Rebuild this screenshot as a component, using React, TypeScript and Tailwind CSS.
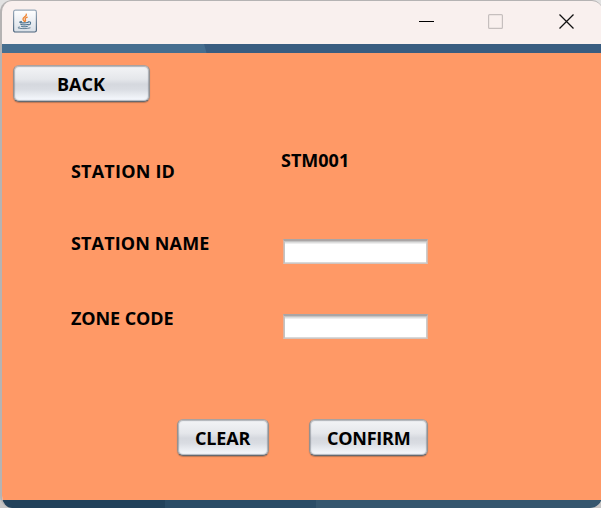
import React from "react";

const textStyle = "font-['Open_Sans','Noto_Sans',sans-serif] text-[18px] leading-[24px] font-bold text-black whitespace-nowrap";

function MetalButton({ label, size, spacing }: { label: string; size: string; spacing: string }) {
  return (
    <button
      className={`${size} ${textStyle} flex items-center rounded-[6px] border border-t-[#aaa19f] border-x-[#95908f] border-b-[#656970] bg-[linear-gradient(180deg,#f4f5f7_0%,#e5e7eb_38%,#d5d8de_52%,#d9dce2_65%,#f7faff_96%)] bg-origin-border shadow-[inset_0_0_1px_1px_rgba(110,115,125,0.5),0_1px_1px_rgba(90,70,60,0.4)]`}
    >
      <span className={spacing}>{label}</span>
    </button>
  );
}

function Field({ label }: { label: string }) {
  return (
    <input
      aria-label={label}
      className="block h-[25px] w-[145px] border border-t-2 border-t-[#aaa5a5] border-l-[#d9b5a5] border-r-[#d9b9aa] border-b-[#d0c4bf] bg-white shadow-[inset_0_1px_0_#c4c4c4,inset_1px_0_0_#c3c3c3,inset_-1px_0_0_#cccccc,inset_0_-1px_0_#d9d9d9,inset_0_2px_0_#dddddd,inset_0_3px_0_#eeeeee] outline-none"
    />
  );
}

function JavaIcon() {
  return (
    <svg className="h-6 w-6" viewBox="0 0 24 24" fill="none">
      <defs>
        <linearGradient id="tile" x1="0" y1="0" x2="0" y2="1">
          <stop stopColor="#ffffff" />
          <stop offset="1" stopColor="#d9dfe7" />
        </linearGradient>
        <linearGradient id="edge" x1="0" y1="0" x2="0" y2="1">
          <stop stopColor="#9aaaba" />
          <stop offset="1" stopColor="#4b647d" />
        </linearGradient>
      </defs>
      <rect x=".6" y="1.2" width="22.8" height="21.8" rx="1.8" fill="url(#tile)" stroke="url(#edge)" strokeWidth="1.2" />
      <g transform="translate(0 1)">
        <path d="M13.3 4.2c.8 2.2-3.6 2.8-3.3 5 .1.9 1.1 1.4 1.5 2.3M14.2 7.2c-2 .7-2.5 1.5-1.8 2.5.5.7.3 1.2-.5 2" stroke="#ef812c" strokeWidth="1.3" strokeLinecap="round" />
        <path d="M8.5 11.6c-2 .3-2.5.8-.5 1.1 2.3.3 5.2.2 7.4-.4M7.7 14.2c2.2.8 5.3.7 7.5 0M8.4 16.2c1.9.7 4.3.6 6 0M15.2 11.9c3.2-.8 3.1 2.6.4 3.1" stroke="#507590" strokeWidth="1.1" strokeLinecap="round" />
        <path d="M6.5 17c-2.1.4-2.1 1 0 1.3 3.2.5 7.7.4 10.6-.4" stroke="#668397" strokeWidth="1" strokeLinecap="round" />
      </g>
    </svg>
  );
}

export default function App() {
  return (
    <div className="h-[508px] w-[601px] overflow-hidden bg-[linear-gradient(180deg,#e2e2e2_0_50%,#c6c4c3_50%)]">
      <div className="flex h-[508px] w-[602px] flex-col overflow-hidden rounded-[12px] rounded-tr-[10px] border-t border-l-2 border-[#b5b3b3] bg-[#f9f0ee]">
        <header className="flex h-[43px] shrink-0 justify-between pt-2 pl-[11px]">
          <JavaIcon />
          <svg className="h-6 w-[183px]" viewBox="0 0 183 24" fill="none">
            <path d="M0 12.5h15" stroke="#000" />
            <rect x="69.6" y="5.6" width="13.8" height="13.8" rx="1" stroke="#c6bfbe" strokeWidth="1.2" />
            <path d="m140.5 5.5 14 14m0-14-14 14" stroke="#111" strokeWidth="1.3" />
          </svg>
        </header>
        <div className="h-[9px] shrink-0 bg-[linear-gradient(75deg,#466e8f_0_197px,#395d80_198px)]" />
        <main className="h-[447px] shrink-0 bg-[#ff9966] pt-3 pl-[11px]">
          <MetalButton label="BACK" size="h-[37px] w-[137px] pl-[43px]" spacing="tracking-[0px]" />
          <div className="mt-[46px] ml-[58px] grid w-fit grid-cols-[210px_150px]">
            <div className={`${textStyle} h-[81px] pt-[11px]`}><span className="tracking-[0.2px]">STATION ID</span></div>
            <div className={textStyle}><span className="tracking-[0px]">STM001</span></div>
            <div className={`${textStyle} h-[75px] pt-[2px]`}><span className="tracking-[0.13px]">STATION NAME</span></div>
            <div className="pt-[10px] pl-[2px]"><Field label="Station name" /></div>
            <div className={`${textStyle} pt-[2px]`}><span className="tracking-[-0.1px]">ZONE CODE</span></div>
            <div className="pt-[10px] pl-[2px]"><Field label="Zone code" /></div>
          </div>
          <div className="mt-[80px] ml-[164px] flex gap-[40px]">
            <MetalButton label="CLEAR" size="h-[37px] w-[92px] pl-[17px]" spacing="tracking-[-0.15px]" />
            <MetalButton label="CONFIRM" size="h-[37px] w-[119px] pl-[17px]" spacing="tracking-[-0.25px]" />
          </div>
        </main>
        <div className="h-2 shrink-0 bg-[linear-gradient(90deg,#22425b_0_163px,#2a4c66_163px_314px,#35566e_314px)]" />
      </div>
    </div>
  );
}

------------------------------------------------

AIM OF THE EXERCISE ▸
Transcribe all the data word for word; the images stay out.

RESPONSE TO THIS TASK ▸
Rebuild this screenshot as a component, using React, TypeScript and Tailwind CSS.
import React from "react";

const textStyle = "font-['Open_Sans','Noto_Sans',sans-serif] text-[18px] leading-[24px] font-bold text-black whitespace-nowrap";

function MetalButton({ label, size, spacing }: { label: string; size: string; spacing: string }) {
  return (
    <button
      className={`${size} ${textStyle} flex items-center rounded-[6px] border border-t-[#aaa19f] border-x-[#95908f] border-b-[#656970] bg-[linear-gradient(180deg,#f4f5f7_0%,#e5e7eb_38%,#d5d8de_52%,#d9dce2_65%,#f7faff_96%)] bg-origin-border shadow-[inset_0_0_1px_1px_rgba(110,115,125,0.5),0_1px_1px_rgba(90,70,60,0.4)]`}
    >
      <span className={spacing}>{label}</span>
    </button>
  );
}

function Field({ label }: { label: string }) {
  return (
    <input
      aria-label={label}
      className="block h-[25px] w-[145px] border border-t-2 border-t-[#aaa5a5] border-l-[#d9b5a5] border-r-[#d9b9aa] border-b-[#d0c4bf] bg-white shadow-[inset_0_1px_0_#c4c4c4,inset_1px_0_0_#c3c3c3,inset_-1px_0_0_#cccccc,inset_0_-1px_0_#d9d9d9,inset_0_2px_0_#dddddd,inset_0_3px_0_#eeeeee] outline-none"
    />
  );
}

function JavaIcon() {
  return (
    <svg className="h-6 w-6" viewBox="0 0 24 24" fill="none">
      <defs>
        <linearGradient id="tile" x1="0" y1="0" x2="0" y2="1">
          <stop stopColor="#ffffff" />
          <stop offset="1" stopColor="#d9dfe7" />
        </linearGradient>
        <linearGradient id="edge" x1="0" y1="0" x2="0" y2="1">
          <stop stopColor="#9aaaba" />
          <stop offset="1" stopColor="#4b647d" />
        </linearGradient>
      </defs>
      <rect x=".6" y="1.2" width="22.8" height="21.8" rx="1.8" fill="url(#tile)" stroke="url(#edge)" strokeWidth="1.2" />
      <g transform="translate(0 1)">
        <path d="M13.3 4.2c.8 2.2-3.6 2.8-3.3 5 .1.9 1.1 1.4 1.5 2.3M14.2 7.2c-2 .7-2.5 1.5-1.8 2.5.5.7.3 1.2-.5 2" stroke="#ef812c" strokeWidth="1.3" strokeLinecap="round" />
        <path d="M8.5 11.6c-2 .3-2.5.8-.5 1.1 2.3.3 5.2.2 7.4-.4M7.7 14.2c2.2.8 5.3.7 7.5 0M8.4 16.2c1.9.7 4.3.6 6 0M15.2 11.9c3.2-.8 3.1 2.6.4 3.1" stroke="#507590" strokeWidth="1.1" strokeLinecap="round" />
        <path d="M6.5 17c-2.1.4-2.1 1 0 1.3 3.2.5 7.7.4 10.6-.4" stroke="#668397" strokeWidth="1" strokeLinecap="round" />
      </g>
    </svg>
  );
}

export default function App() {
  return (
    <div className="h-[508px] w-[601px] overflow-hidden bg-[linear-gradient(180deg,#e2e2e2_0_50%,#c6c4c3_50%)]">
      <div className="flex h-[508px] w-[602px] flex-col overflow-hidden rounded-[12px] rounded-tr-[10px] border-t border-l-2 border-[#b5b3b3] bg-[#f9f0ee]">
        <header className="flex h-[43px] shrink-0 justify-between pt-2 pl-[11px]">
          <JavaIcon />
          <svg className="h-6 w-[183px]" viewBox="0 0 183 24" fill="none">
            <path d="M0 12.5h15" stroke="#000" />
            <rect x="69.6" y="5.6" width="13.8" height="13.8" rx="1" stroke="#c6bfbe" strokeWidth="1.2" />
            <path d="m140.5 5.5 14 14m0-14-14 14" stroke="#111" strokeWidth="1.3" />
          </svg>
        </header>
        <div className="h-[9px] shrink-0 bg-[linear-gradient(75deg,#466e8f_0_197px,#395d80_198px)]" />
        <main className="h-[447px] shrink-0 bg-[#ff9966] pt-3 pl-[11px]">
          <MetalButton label="BACK" size="h-[37px] w-[137px] pl-[43px]" spacing="tracking-[0px]" />
          <div className="mt-[46px] ml-[58px] grid w-fit grid-cols-[210px_150px]">
            <div className={`${textStyle} h-[81px] pt-[11px]`}><span className="tracking-[0.2px]">STATION ID</span></div>
            <div className={textStyle}><span className="tracking-[0px]">STM001</span></div>
            <div className={`${textStyle} h-[75px] pt-[2px]`}><span className="tracking-[0.13px]">STATION NAME</span></div>
            <div className="pt-[10px] pl-[2px]"><Field label="Station name" /></div>
            <div className={`${textStyle} pt-[2px]`}><span className="tracking-[-0.1px]">ZONE CODE</span></div>
            <div className="pt-[10px] pl-[2px]"><Field label="Zone code" /></div>
          </div>
          <div className="mt-[80px] ml-[164px] flex gap-[40px]">
            <MetalButton label="CLEAR" size="h-[37px] w-[92px] pl-[17px]" spacing="tracking-[-0.15px]" />
            <MetalButton label="CONFIRM" size="h-[37px] w-[119px] pl-[17px]" spacing="tracking-[-0.25px]" />
          </div>
        </main>
        <div className="h-2 shrink-0 bg-[linear-gradient(90deg,#22425b_0_163px,#2a4c66_163px_314px,#35566e_314px)]" />
      </div>
    </div>
  );
}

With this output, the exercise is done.